Tobak30 posted Mon, 15 January 2007 at 2:04 PM

Thank you so very much for your help. I have used quit a lot of subsurface dividing to get things smooth. I will try to turn those of and do the other things too.


Silgrin posted Wed, 17 January 2007 at 3:20 AM

OK, and a little rough advice from me...

If you still have this problem, I`d suggest sth like that: try importing the whole scene into a new file and then render it. Maybe you have some odd setings in your file. Your render times are enormous for a <1M vert project-my current proj takes some 8 mins to render on internal, 800x600 with 5x oversampling, though it is some 2,5 mln vert (Celeron 1,4, 0,5GB mem). Importing everytghing into a new one is my "Last line of defense" when everything goes wrong:):)


Tobak30 posted Wed, 17 January 2007 at 2:23 PM

How do you import them into a new file?


Silgrin posted Thu, 18 January 2007 at 2:42 AM

Since there`s no ctrl c - ctrl v ability to paste from outside the current Blender window (even from another B win), this is also the only way I know for moving objects from one scene to another when creating new projects from old stuff.
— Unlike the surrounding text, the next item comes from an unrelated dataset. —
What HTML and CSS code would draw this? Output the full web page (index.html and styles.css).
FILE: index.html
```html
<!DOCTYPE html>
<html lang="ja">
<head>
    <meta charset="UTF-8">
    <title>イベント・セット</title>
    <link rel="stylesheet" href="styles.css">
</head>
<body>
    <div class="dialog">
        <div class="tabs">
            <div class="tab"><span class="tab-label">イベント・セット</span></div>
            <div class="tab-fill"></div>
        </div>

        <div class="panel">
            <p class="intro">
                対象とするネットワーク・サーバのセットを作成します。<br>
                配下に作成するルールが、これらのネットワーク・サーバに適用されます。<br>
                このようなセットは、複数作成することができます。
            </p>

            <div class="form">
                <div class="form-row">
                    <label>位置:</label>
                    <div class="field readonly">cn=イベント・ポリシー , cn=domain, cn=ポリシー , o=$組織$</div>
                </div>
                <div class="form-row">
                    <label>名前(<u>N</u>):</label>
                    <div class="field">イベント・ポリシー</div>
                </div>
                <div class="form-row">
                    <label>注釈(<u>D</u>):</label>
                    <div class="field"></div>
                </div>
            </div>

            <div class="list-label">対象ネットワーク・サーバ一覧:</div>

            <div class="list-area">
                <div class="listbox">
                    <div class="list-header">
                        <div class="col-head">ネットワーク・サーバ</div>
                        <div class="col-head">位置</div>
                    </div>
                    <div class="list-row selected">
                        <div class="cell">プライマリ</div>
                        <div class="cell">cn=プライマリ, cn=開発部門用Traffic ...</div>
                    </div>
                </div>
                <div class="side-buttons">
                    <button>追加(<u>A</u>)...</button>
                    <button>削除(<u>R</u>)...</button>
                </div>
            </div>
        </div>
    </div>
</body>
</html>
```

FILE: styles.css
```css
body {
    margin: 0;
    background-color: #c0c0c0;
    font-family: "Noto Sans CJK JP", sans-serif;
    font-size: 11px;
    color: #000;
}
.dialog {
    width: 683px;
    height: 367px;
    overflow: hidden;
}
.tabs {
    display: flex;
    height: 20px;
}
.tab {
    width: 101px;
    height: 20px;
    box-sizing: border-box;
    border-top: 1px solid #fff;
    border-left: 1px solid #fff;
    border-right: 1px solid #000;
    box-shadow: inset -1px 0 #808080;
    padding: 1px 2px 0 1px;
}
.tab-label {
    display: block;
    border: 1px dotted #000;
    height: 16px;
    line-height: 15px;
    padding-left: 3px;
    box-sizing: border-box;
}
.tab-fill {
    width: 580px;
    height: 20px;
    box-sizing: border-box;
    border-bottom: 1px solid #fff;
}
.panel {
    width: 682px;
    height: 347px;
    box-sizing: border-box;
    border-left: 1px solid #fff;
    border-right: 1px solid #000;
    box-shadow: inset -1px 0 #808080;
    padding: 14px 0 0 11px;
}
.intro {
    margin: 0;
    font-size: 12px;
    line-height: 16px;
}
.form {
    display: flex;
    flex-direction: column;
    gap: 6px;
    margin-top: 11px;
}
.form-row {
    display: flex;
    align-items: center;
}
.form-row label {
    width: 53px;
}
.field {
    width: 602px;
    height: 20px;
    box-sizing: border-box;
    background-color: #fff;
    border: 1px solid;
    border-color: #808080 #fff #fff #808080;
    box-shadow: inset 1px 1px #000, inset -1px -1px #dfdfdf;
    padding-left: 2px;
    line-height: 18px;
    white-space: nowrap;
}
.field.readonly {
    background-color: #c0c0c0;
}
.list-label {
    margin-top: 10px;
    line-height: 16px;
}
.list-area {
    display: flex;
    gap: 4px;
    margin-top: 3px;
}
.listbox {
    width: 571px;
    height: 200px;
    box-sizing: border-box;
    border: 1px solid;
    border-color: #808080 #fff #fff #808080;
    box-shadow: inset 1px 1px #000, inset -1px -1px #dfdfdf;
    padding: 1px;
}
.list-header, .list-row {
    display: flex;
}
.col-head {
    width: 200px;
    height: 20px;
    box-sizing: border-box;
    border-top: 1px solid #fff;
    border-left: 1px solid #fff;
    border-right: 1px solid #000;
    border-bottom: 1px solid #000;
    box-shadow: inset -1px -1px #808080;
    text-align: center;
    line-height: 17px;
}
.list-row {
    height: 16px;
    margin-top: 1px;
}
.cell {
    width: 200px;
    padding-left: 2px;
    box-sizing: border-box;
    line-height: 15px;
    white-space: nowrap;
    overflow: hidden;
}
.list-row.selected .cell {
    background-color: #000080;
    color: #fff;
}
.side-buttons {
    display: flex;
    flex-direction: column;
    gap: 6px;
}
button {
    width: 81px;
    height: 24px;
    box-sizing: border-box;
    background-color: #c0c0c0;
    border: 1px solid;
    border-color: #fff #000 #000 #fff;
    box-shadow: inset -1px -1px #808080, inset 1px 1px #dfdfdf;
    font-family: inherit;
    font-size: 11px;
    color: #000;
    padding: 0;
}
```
Tobak30 posted Thu, 18 January 2007 at 8:50 AM

ok. thanks. I did get a bit confused of the memory usage. seemed unessesary high.


Tobak30 posted Sat, 20 January 2007 at 2:30 PM

I wonder what is this filling the octree means?

I am now trying to render it on my brothers computer with 2 gigs of memory and double core cpu. It doesn't take so much memory here as it did on my computer. but it is still working on filling the octree. What that is I don't know and it has counted up to ca 2609000. And is that lot?
It have been working like that the last 4 hours.


oodmb posted Sat, 20 January 2007 at 2:35 PM

turn down the subdivision modifier amount 2 divisions. turn on smoothing.  all this can be done from the buttons panel-->edit thingy. maybe you should post the file. let some of us experiment with it.  a scene that simple with simple materials should not take a long time.  if your working with the blender internal turn off ambient occlusion.  

of course, you could have found some sort of bug.